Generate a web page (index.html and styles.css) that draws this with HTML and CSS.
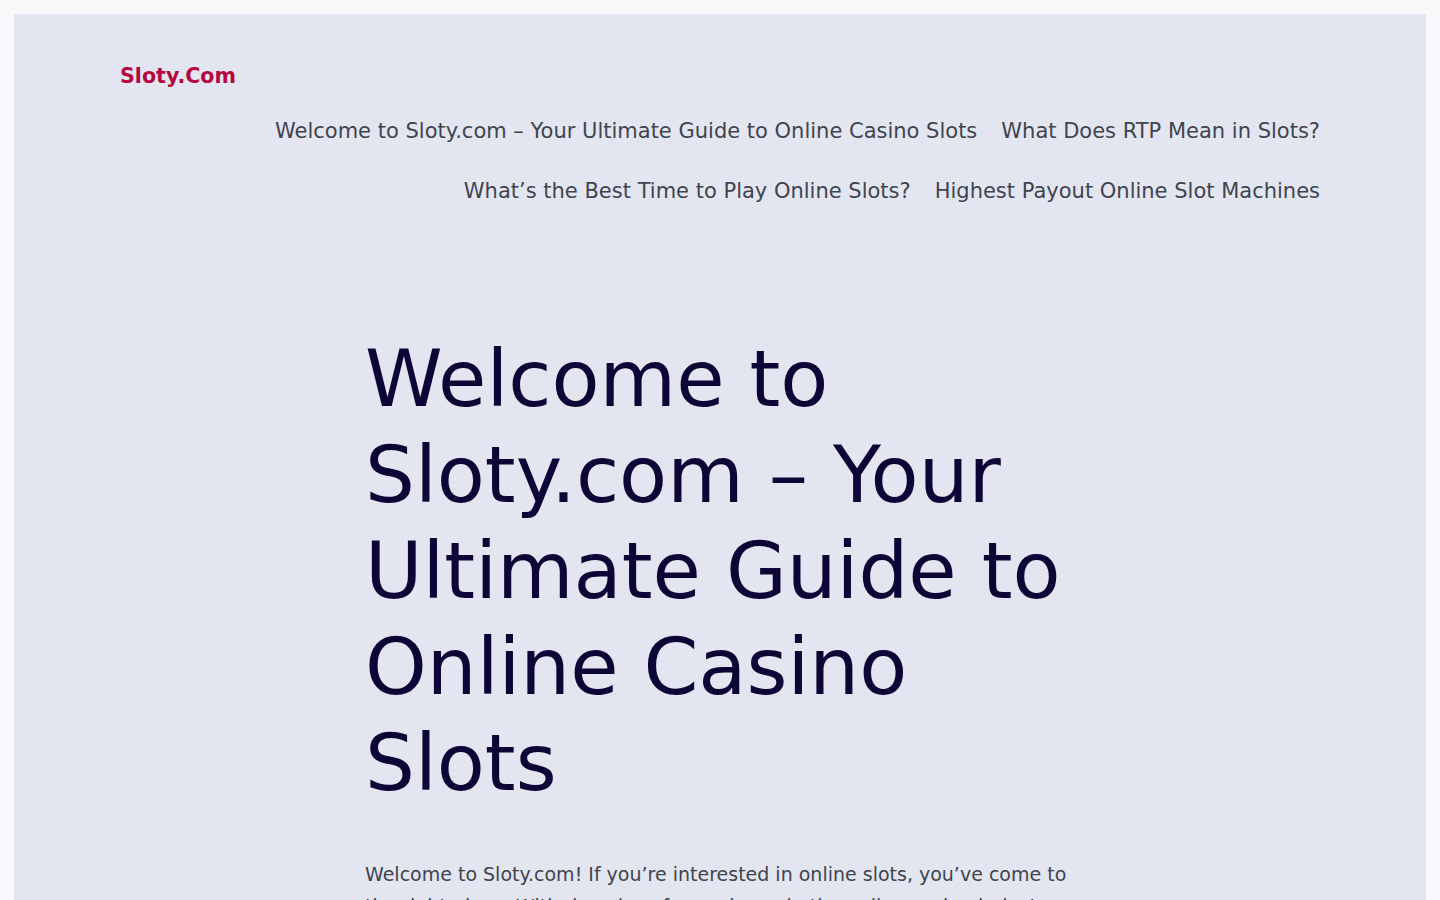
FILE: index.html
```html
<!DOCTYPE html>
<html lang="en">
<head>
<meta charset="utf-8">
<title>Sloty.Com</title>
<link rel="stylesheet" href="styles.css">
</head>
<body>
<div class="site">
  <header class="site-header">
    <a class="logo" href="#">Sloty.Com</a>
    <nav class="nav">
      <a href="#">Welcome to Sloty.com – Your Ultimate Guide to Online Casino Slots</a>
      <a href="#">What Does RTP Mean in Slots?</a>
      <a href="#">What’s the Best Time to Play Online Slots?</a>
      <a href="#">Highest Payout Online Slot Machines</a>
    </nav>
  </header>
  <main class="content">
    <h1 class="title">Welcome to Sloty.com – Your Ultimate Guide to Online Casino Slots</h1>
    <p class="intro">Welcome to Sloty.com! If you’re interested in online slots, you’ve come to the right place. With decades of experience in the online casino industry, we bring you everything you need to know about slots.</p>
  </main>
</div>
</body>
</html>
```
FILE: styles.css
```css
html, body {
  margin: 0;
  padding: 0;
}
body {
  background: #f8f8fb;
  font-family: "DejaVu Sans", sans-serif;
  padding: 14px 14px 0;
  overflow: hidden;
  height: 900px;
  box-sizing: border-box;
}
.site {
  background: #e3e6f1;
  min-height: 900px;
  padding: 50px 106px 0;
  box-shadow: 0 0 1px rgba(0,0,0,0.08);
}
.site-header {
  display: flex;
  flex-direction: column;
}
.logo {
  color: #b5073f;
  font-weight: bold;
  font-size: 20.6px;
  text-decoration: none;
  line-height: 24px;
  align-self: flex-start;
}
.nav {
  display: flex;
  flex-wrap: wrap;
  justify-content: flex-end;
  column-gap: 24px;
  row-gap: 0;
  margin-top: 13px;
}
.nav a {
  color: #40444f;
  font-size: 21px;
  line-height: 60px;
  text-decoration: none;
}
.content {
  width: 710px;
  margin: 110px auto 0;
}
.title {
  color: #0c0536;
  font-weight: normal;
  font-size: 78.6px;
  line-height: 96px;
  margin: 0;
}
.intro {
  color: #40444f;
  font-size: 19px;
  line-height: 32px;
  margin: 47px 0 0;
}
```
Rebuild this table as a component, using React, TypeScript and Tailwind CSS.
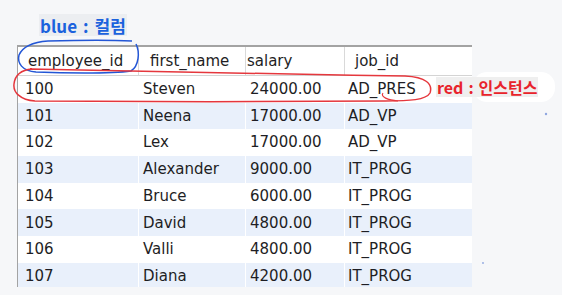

- _GIVEN PROBLEM_
Search the data above for the string "this" and return every line that has it.

- _ANSWER_
Generate a web page (index.html and styles.css) that draws this with HTML and CSS.
Rebuild this table as a component, using React, TypeScript and Tailwind CSS.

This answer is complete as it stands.